Growth of UV-curable technology
UV-curable inks - long established in the screen-printing sector - progressed to digital print for both flatbed and roll-fed machines. New inks, coupled with the continued development of printheads across all sectors, have advanced the adoption of wide-format digital printing. Epson’s piezo printheads are used in some Roland, Mutoh and Mimaki machines; HP and Canon opted for proprietary technologies. Early conversions of aqueous printers to accept solvent-based inks were remarkably successful, and the divide between the low-end machines and the grand-format printer specialists began to narrow. Manufacturers such as NUR (now HP NUR), VUTEk (now EFI VUTEk) and Scitex Vision (now HP Scitex) were producing billboard machines that used solvent-based inks, but the market need for lower-cost production solutions challenged these capital-intensive systems.
Similarly, while the main manufacturers of production machines were the first to introduce printers using UV-curable inks, the demand for entry-level and midrange systems soon became apparent and, in the past two years, this sector has seen a massive number of new products. Océ, Agfa and Screen joined established players, such as Mimaki and Gerber.

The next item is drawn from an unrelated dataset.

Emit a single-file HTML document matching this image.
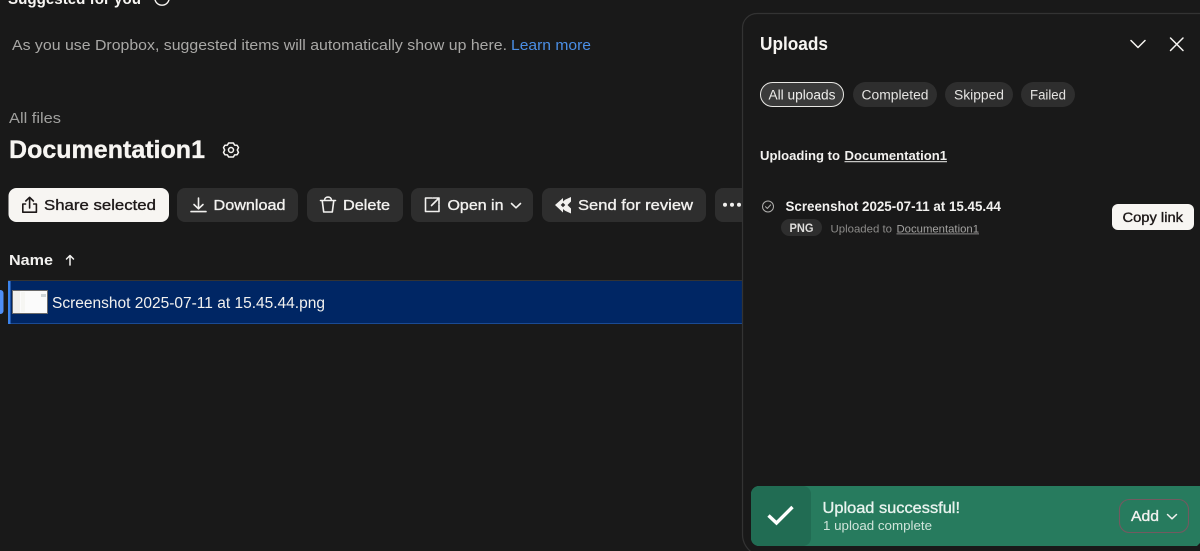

Solvent-based printers’ relatively cheap output makes them an attractive choice for posters, banners and point-of-purchase applications.
The price advantage is tempered by the technology’s distinctive odour, a smell that lingers on finished jobs. Also, because solvents are heavier than air, they tend to fall and taint in-store goods. Moreover, as pressure mounts on all manufacturers to reduce their carbon footprints, ink and waste are coming under closer scrutiny, in some cases to the detriment of solvent-based output. For short-term point-of-purchase work, aqueous printers are making a comeback; but if durability is a priority, UV-curable inks have the edge.
Many commercial printers create proofs using a roll-to-roll inkjet device running CMYK, or perhaps an expanded colour set, with water-based ink. Such aqueous systems are restricted to a relatively narrow range of specially coated substrates, and they have limited use for outdoor, long-term applications - even when laminated.
John Wall at Roland DG says, “We and our dealer network are certainly seeing a lot of interest and take-up of wide format printers from the traditional commercial printing market. They too are looking to bolster their product offerings to both retain and offer additional services to their client base.” According to Morris commercial printers, who have been producing offset output equipment for years and now have a digital small format press, have been wary of entering the wide format market. He says, “They see it as an entirely different market for which they will need new marketing and sales approaches. We see it however as an extension of their current market. There is a desire by organisations to have a one-stop shop approach, which printers can exploit. So our advice is to them is to use their existing customers and markets to sell the additional wide format service to their current customers. It can add substantially to their turnover and profits.
To make a serious move in the sign and banner markets, you’ll need equipment that produces output with outdoor durability. Common options include solvent-based and UV-curable ink systems.
In today’s wide-format digital imaging markets, solvent-based inkjet is the go-to technology for the production of vinyl banners, allowing access to a great number of markets at a relatively low investment. The solvent - the base of the ink - eats into the surface of the substrate, making the ink become part of the substrate. The result is a much more durable print that is capable of weathering storms and intense sunlight. Based on the aggressiveness of the solvent used, the inks can be used on a wide variety of substrates, including vinyls and plastics, regardless of special coatings.
Like an aqueous-based proofer, most solvent inkjet systems are roll-to-roll systems. To create a sign (which is rigid, by definition), you have to print the image on a flexible substrate and mount it - perhaps by using a pressure-sensitive, adhesive-backed vinyl substrate or by sandwiching a layer of double-sided adhesive film between the print and the mounting board. A simple cold lamination system will do just fine and can be relatively inexpensive.
Flatbed inkjet technology allows users to print directly on rigid substrates, effectively eliminating the need to mount the print. Nearly all flatbed inkjet systems use UV-curable inks. While most sign producers’ UV systems print on surfaces such as foam board, Coroplast and Sintra, some users are pushing the envelope of imaging by printing directly on glass, stone, wood and other surfaces that would not be possible with solvent or aqueous inks.
While signs and banners remain market champions in wide-format inkjet, the industry offers incredible market diversity - solvent and UV-curable inks are allowing access to markets not even imagined five years ago.
Some degree of finishing typically is necessary to complete the job. In addition to lamination and mounting, sign production can include steps such as cutting, trimming, routing or diecutting. Banner production requires specific finishing steps, depending on the final product, such as seaming and edge welding (vinyl), sewing (fabric) and grommetting.
drupa’s emphasis on wide and superwide-format confirms digital inkjet's maturation. The entire printing industry is undergoing an analogue to digital transition and, as a result there significant developments and growth opportunities emerging in the superwide field for everyone involved in that transition.
Print engines continue to improve, both in terms of print quality and output speed. Image quality, once a barrier for many applications, is no longer an issue with today's printing machines delivering high-definition output that satisfies even the pickiest buyers. In addition, the overall productivity of the engines continues to drive profitability, with breakeven points for digital printing continuing to climb.
Superwide applications have expanded beyond banners and billboards. New inks, substrates and applications continue to open up new and exciting products and revenue streams for service providers in this market. These machines now offer new capabilities in terms of the number and variation of substrates that can be used, as well as innovative new inks and techniques for applying and using them.”
Drupa will feature lower emission machines in response to heightened environmental awareness.
Wide format printing, may not yet be the river of gold, but it’s on its way, and visitors to drupa will see virtually every type of machine possible.